• _Goal_:
Repeat the listing word for word. No pictures belong in the copy.

○ ○ ○ ○ ○ ○ ○

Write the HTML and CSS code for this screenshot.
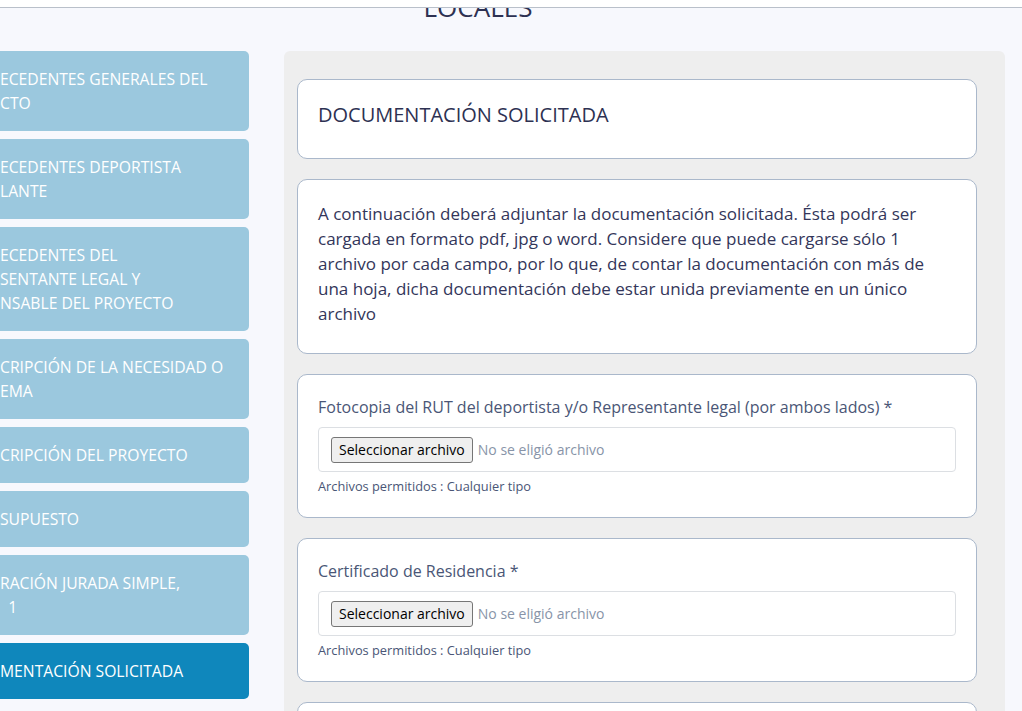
FILE: index.html
```html
<!DOCTYPE html>
<html lang="es">
<head>
<meta charset="utf-8">
<title>Documentación solicitada</title>
<link rel="stylesheet" href="styles.css">
</head>
<body>
<div class="topbar"></div>
<div class="page-title">LOCALES</div>
<div class="layout">
  <nav class="sidebar">
    <a class="step">ECEDENTES GENERALES DEL<br>CTO</a>
    <a class="step">ECEDENTES DEPORTISTA<br>LANTE</a>
    <a class="step">ECEDENTES DEL<br>SENTANTE LEGAL Y<br>NSABLE DEL PROYECTO</a>
    <a class="step">CRIPCIÓN DE LA NECESIDAD O<br>EMA</a>
    <a class="step">CRIPCIÓN DEL PROYECTO</a>
    <a class="step">SUPUESTO</a>
    <a class="step">RACIÓN JURADA SIMPLE,<br>&nbsp;&nbsp;1</a>
    <a class="step active">MENTACIÓN SOLICITADA</a>
  </nav>
  <main class="panel">
    <section class="card card-title">
      <h2>DOCUMENTACIÓN SOLICITADA</h2>
    </section>
    <section class="card card-text">
      <p>A continuación deberá adjuntar la documentación solicitada. Ésta podrá ser cargada en formato pdf, jpg o word. Considere que puede cargarse sólo 1 archivo por cada campo, por lo que, de contar la documentación con más de una hoja, dicha documentación debe estar unida previamente en un único archivo</p>
    </section>
    <section class="card card-field">
      <label class="field-label">Fotocopia del RUT del deportista y/o Representante legal (por ambos lados) *</label>
      <div class="file-box">
        <button class="file-btn" type="button">Seleccionar archivo</button>
        <span class="file-name">No se eligió archivo</span>
      </div>
      <div class="help">Archivos permitidos : Cualquier tipo</div>
    </section>
    <section class="card card-field">
      <label class="field-label">Certificado de Residencia *</label>
      <div class="file-box">
        <button class="file-btn" type="button">Seleccionar archivo</button>
        <span class="file-name">No se eligió archivo</span>
      </div>
      <div class="help">Archivos permitidos : Cualquier tipo</div>
    </section>
    <section class="card card-empty"></section>
  </main>
</div>
</body>
</html>
```
FILE: styles.css
```css
html, body {
  margin: 0;
  padding: 0;
  height: 711px;
  overflow: hidden;
}
body {
  background: #f7f8fd;
  font-family: "Open Sans", "Noto Sans", sans-serif;
  color: #2d3152;
  position: relative;
}
.topbar {
  position: absolute;
  top: 0;
  left: 0;
  right: 0;
  height: 7px;
  background: #ffffff;
  border-bottom: 1px solid #b9c0ca;
  z-index: 5;
}
.page-title {
  font-size: 26px;
  line-height: 30px;
  height: 51px;
  margin-top: -8px;
  padding-right: 66px;
  text-align: center;
  color: #2d3152;
  box-sizing: border-box;
}
.layout {
  display: flex;
  gap: 35px;
  align-items: flex-start;
  margin-top: 8px;
}
.sidebar {
  width: 259px;
  margin-left: -10px;
  display: flex;
  flex-direction: column;
  gap: 8px;
  flex-shrink: 0;
}
.step {
  display: block;
  background: #9bc8de;
  color: #ffffff;
  border-radius: 5px;
  padding: 16px 14px 16px 10px;
  font-size: 15.7px;
  line-height: 24px;
  white-space: nowrap;
}
.step.active {
  background: #0f87bc;
}
.panel {
  width: 721px;
  background: #eeeeee;
  border-radius: 6px 6px 0 0;
  padding: 28px 28px 0 13px;
  box-sizing: border-box;
  display: flex;
  flex-direction: column;
  gap: 20px;
  height: 700px;
}
.card {
  background: #ffffff;
  border: 1px solid #aab8cb;
  border-radius: 10px;
  padding: 0 20px;
  flex-shrink: 0;
}
.card-title {
  height: 78px;
  display: flex;
  align-items: center;
}
.card-title h2 {
  margin: 0;
  font-size: 20px;
  line-height: 28px;
  font-weight: 400;
  color: #2d3152;
  margin-top: -9px;
}
.card-text {
  padding-top: 21px;
  padding-bottom: 27px;
}
.card-text p {
  margin: 0;
  font-size: 17px;
  line-height: 25px;
  color: #33365a;
}
.card-field {
  padding-top: 20px;
  padding-bottom: 22px;
}
.field-label {
  display: block;
  font-size: 16px;
  line-height: 24px;
  color: #4a5676;
  margin-bottom: 8px;
}
.file-box {
  height: 45px;
  border: 1px solid #dcdfe3;
  border-radius: 4px;
  box-sizing: border-box;
  display: flex;
  align-items: center;
  padding-left: 12px;
  gap: 5px;
}
.file-btn {
  height: 26px;
  padding: 0 7px;
  font-family: "Open Sans", "Noto Sans", sans-serif;
  font-size: 14px;
  color: #000000;
  background: #efefef;
  border: 1px solid #767676;
  border-radius: 3px;
}
.file-name {
  font-size: 14px;
  color: #8894a8;
}
.help {
  font-size: 12.8px;
  line-height: 18px;
  color: #4a5676;
  margin-top: 5px;
}
.card-empty {
  height: 60px;
}
```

○ ○ ○ ○ ○ ○ ○

• _Written solution_:
Write the HTML and CSS code for this screenshot.
FILE: index.html
```html
<!DOCTYPE html>
<html lang="es">
<head>
<meta charset="utf-8">
<title>Documentación solicitada</title>
<link rel="stylesheet" href="styles.css">
</head>
<body>
<div class="topbar"></div>
<div class="page-title">LOCALES</div>
<div class="layout">
  <nav class="sidebar">
    <a class="step">ECEDENTES GENERALES DEL<br>CTO</a>
    <a class="step">ECEDENTES DEPORTISTA<br>LANTE</a>
    <a class="step">ECEDENTES DEL<br>SENTANTE LEGAL Y<br>NSABLE DEL PROYECTO</a>
    <a class="step">CRIPCIÓN DE LA NECESIDAD O<br>EMA</a>
    <a class="step">CRIPCIÓN DEL PROYECTO</a>
    <a class="step">SUPUESTO</a>
    <a class="step">RACIÓN JURADA SIMPLE,<br>&nbsp;&nbsp;1</a>
    <a class="step active">MENTACIÓN SOLICITADA</a>
  </nav>
  <main class="panel">
    <section class="card card-title">
      <h2>DOCUMENTACIÓN SOLICITADA</h2>
    </section>
    <section class="card card-text">
      <p>A continuación deberá adjuntar la documentación solicitada. Ésta podrá ser cargada en formato pdf, jpg o word. Considere que puede cargarse sólo 1 archivo por cada campo, por lo que, de contar la documentación con más de una hoja, dicha documentación debe estar unida previamente en un único archivo</p>
    </section>
    <section class="card card-field">
      <label class="field-label">Fotocopia del RUT del deportista y/o Representante legal (por ambos lados) *</label>
      <div class="file-box">
        <button class="file-btn" type="button">Seleccionar archivo</button>
        <span class="file-name">No se eligió archivo</span>
      </div>
      <div class="help">Archivos permitidos : Cualquier tipo</div>
    </section>
    <section class="card card-field">
      <label class="field-label">Certificado de Residencia *</label>
      <div class="file-box">
        <button class="file-btn" type="button">Seleccionar archivo</button>
        <span class="file-name">No se eligió archivo</span>
      </div>
      <div class="help">Archivos permitidos : Cualquier tipo</div>
    </section>
    <section class="card card-empty"></section>
  </main>
</div>
</body>
</html>
```
FILE: styles.css
```css
html, body {
  margin: 0;
  padding: 0;
  height: 711px;
  overflow: hidden;
}
body {
  background: #f7f8fd;
  font-family: "Open Sans", "Noto Sans", sans-serif;
  color: #2d3152;
  position: relative;
}
.topbar {
  position: absolute;
  top: 0;
  left: 0;
  right: 0;
  height: 7px;
  background: #ffffff;
  border-bottom: 1px solid #b9c0ca;
  z-index: 5;
}
.page-title {
  font-size: 26px;
  line-height: 30px;
  height: 51px;
  margin-top: -8px;
  padding-right: 66px;
  text-align: center;
  color: #2d3152;
  box-sizing: border-box;
}
.layout {
  display: flex;
  gap: 35px;
  align-items: flex-start;
  margin-top: 8px;
}
.sidebar {
  width: 259px;
  margin-left: -10px;
  display: flex;
  flex-direction: column;
  gap: 8px;
  flex-shrink: 0;
}
.step {
  display: block;
  background: #9bc8de;
  color: #ffffff;
  border-radius: 5px;
  padding: 16px 14px 16px 10px;
  font-size: 15.7px;
  line-height: 24px;
  white-space: nowrap;
}
.step.active {
  background: #0f87bc;
}
.panel {
  width: 721px;
  background: #eeeeee;
  border-radius: 6px 6px 0 0;
  padding: 28px 28px 0 13px;
  box-sizing: border-box;
  display: flex;
  flex-direction: column;
  gap: 20px;
  height: 700px;
}
.card {
  background: #ffffff;
  border: 1px solid #aab8cb;
  border-radius: 10px;
  padding: 0 20px;
  flex-shrink: 0;
}
.card-title {
  height: 78px;
  display: flex;
  align-items: center;
}
.card-title h2 {
  margin: 0;
  font-size: 20px;
  line-height: 28px;
  font-weight: 400;
  color: #2d3152;
  margin-top: -9px;
}
.card-text {
  padding-top: 21px;
  padding-bottom: 27px;
}
.card-text p {
  margin: 0;
  font-size: 17px;
  line-height: 25px;
  color: #33365a;
}
.card-field {
  padding-top: 20px;
  padding-bottom: 22px;
}
.field-label {
  display: block;
  font-size: 16px;
  line-height: 24px;
  color: #4a5676;
  margin-bottom: 8px;
}
.file-box {
  height: 45px;
  border: 1px solid #dcdfe3;
  border-radius: 4px;
  box-sizing: border-box;
  display: flex;
  align-items: center;
  padding-left: 12px;
  gap: 5px;
}
.file-btn {
  height: 26px;
  padding: 0 7px;
  font-family: "Open Sans", "Noto Sans", sans-serif;
  font-size: 14px;
  color: #000000;
  background: #efefef;
  border: 1px solid #767676;
  border-radius: 3px;
}
.file-name {
  font-size: 14px;
  color: #8894a8;
}
.help {
  font-size: 12.8px;
  line-height: 18px;
  color: #4a5676;
  margin-top: 5px;
}
.card-empty {
  height: 60px;
}
```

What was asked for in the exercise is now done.